Instructions to follow: All lines in which the word "this" occurs are to be extracted.

Given information:
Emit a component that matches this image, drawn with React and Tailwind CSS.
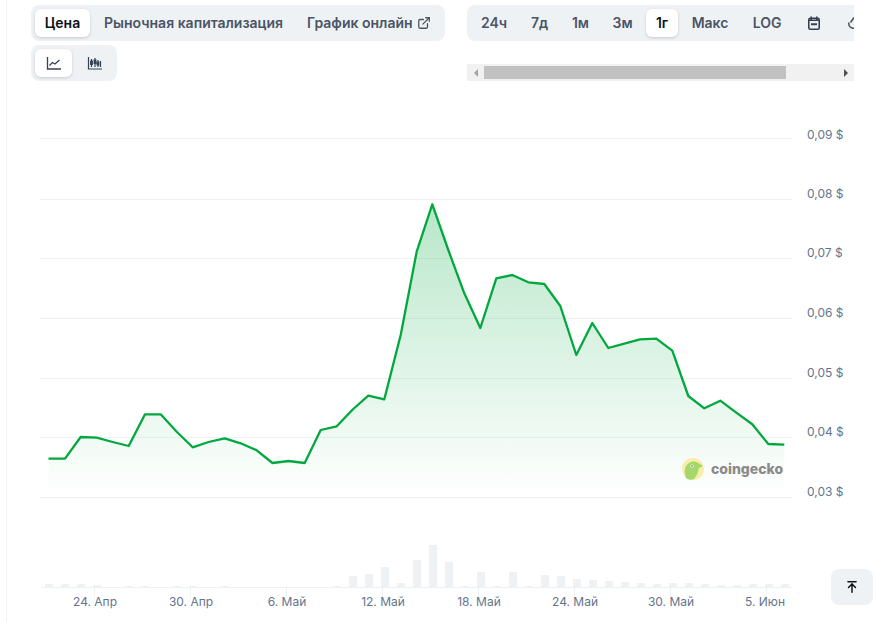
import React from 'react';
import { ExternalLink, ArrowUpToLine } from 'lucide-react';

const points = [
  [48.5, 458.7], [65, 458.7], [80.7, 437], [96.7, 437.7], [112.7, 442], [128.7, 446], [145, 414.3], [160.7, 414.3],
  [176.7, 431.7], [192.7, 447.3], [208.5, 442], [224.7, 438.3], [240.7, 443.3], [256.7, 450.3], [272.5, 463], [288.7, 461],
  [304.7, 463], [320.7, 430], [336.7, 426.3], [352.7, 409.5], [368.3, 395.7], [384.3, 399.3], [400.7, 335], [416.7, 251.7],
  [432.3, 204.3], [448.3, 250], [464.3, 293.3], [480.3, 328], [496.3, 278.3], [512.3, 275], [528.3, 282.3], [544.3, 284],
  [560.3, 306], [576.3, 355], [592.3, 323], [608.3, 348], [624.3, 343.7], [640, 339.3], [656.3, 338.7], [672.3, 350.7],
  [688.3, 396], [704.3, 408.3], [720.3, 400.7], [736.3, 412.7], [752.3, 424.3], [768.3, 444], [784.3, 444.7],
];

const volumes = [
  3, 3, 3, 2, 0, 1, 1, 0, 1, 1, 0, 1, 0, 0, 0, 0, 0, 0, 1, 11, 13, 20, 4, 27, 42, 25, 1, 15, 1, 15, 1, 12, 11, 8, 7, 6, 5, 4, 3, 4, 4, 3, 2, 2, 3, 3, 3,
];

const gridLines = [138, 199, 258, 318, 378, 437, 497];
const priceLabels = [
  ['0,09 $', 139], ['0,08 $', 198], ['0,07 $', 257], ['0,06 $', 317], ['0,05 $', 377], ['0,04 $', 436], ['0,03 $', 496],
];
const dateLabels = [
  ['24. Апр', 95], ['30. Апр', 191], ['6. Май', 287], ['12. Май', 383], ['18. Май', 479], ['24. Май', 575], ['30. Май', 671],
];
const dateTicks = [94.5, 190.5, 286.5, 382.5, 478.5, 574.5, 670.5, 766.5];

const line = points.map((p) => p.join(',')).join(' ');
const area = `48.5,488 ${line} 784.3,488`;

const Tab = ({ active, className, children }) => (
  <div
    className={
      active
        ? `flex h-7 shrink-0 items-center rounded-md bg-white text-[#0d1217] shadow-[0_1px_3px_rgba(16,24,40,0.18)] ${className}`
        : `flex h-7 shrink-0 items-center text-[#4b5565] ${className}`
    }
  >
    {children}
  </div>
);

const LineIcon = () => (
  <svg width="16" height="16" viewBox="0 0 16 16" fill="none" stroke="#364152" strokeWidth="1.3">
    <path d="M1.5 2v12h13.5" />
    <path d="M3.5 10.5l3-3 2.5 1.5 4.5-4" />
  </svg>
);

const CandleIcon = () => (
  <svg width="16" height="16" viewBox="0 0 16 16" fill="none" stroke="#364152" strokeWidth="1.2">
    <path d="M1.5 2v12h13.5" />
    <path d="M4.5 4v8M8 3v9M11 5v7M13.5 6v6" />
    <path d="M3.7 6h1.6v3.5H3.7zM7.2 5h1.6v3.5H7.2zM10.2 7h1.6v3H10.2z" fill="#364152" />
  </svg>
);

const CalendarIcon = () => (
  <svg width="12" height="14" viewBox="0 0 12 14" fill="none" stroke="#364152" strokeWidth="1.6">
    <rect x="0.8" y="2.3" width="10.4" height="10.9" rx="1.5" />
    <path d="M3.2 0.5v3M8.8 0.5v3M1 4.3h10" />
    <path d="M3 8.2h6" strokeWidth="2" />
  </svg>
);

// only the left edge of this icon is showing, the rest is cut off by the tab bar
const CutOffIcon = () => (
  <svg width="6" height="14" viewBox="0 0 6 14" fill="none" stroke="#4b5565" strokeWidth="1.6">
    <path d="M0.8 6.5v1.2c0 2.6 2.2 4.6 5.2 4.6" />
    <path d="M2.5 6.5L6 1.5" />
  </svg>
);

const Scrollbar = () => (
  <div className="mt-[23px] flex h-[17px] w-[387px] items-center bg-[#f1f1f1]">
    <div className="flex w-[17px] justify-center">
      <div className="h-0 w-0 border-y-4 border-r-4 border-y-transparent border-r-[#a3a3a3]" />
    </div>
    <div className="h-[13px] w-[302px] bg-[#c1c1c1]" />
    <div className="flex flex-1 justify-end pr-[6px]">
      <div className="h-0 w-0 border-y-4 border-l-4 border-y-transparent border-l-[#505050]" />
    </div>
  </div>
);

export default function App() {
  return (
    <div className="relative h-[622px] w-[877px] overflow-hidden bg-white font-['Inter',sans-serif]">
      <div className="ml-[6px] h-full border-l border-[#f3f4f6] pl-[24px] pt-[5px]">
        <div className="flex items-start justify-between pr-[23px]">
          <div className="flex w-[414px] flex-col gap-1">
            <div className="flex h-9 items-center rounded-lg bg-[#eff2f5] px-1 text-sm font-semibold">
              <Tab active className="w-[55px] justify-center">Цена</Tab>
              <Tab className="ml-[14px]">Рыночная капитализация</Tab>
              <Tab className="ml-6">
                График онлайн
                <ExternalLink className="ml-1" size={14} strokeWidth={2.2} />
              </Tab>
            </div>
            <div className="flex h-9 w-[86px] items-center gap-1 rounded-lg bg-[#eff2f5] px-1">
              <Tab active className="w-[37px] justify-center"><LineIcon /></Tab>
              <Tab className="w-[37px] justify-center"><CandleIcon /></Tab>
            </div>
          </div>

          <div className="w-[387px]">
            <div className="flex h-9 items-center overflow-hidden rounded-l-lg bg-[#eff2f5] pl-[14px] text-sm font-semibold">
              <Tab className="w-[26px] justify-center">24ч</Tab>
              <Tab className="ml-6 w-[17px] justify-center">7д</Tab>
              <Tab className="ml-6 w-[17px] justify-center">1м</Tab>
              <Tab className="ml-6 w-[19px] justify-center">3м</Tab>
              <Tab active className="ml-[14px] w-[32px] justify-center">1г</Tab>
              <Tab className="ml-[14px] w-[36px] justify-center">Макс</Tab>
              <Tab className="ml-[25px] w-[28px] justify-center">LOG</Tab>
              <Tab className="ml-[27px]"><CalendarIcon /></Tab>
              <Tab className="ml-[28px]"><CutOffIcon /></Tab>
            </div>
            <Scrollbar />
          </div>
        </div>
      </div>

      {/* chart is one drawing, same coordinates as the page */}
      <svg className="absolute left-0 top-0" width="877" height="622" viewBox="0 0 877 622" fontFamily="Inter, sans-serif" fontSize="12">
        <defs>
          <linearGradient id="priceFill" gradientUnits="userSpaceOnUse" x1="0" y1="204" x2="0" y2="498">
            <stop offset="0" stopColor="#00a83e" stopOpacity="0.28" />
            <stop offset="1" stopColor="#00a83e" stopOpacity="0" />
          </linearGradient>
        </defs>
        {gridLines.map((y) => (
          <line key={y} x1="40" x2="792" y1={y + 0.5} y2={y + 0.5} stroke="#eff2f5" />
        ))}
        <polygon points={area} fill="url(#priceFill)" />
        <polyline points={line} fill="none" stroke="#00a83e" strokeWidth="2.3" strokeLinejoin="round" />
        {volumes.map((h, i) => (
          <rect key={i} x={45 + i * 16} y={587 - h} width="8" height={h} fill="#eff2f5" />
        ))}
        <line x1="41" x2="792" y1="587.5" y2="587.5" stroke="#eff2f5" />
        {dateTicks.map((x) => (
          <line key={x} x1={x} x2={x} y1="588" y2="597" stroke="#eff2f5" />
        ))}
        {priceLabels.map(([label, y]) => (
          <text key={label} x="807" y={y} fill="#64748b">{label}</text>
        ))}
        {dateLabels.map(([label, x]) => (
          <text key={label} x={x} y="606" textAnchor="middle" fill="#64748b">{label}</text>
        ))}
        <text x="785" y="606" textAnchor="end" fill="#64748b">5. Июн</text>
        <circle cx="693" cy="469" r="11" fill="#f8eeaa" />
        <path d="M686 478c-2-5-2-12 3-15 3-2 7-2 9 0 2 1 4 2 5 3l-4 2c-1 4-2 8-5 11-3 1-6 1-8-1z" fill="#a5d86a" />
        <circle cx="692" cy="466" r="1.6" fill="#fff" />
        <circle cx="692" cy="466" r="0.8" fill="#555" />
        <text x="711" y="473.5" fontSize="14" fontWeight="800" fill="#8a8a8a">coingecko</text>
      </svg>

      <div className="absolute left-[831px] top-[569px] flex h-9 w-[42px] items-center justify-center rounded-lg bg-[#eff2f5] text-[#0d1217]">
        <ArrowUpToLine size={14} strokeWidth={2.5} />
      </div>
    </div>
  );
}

Output:
Emit a component that matches this image, drawn with React and Tailwind CSS.
// only the left edge of this icon is showing, the rest is cut off by the tab bar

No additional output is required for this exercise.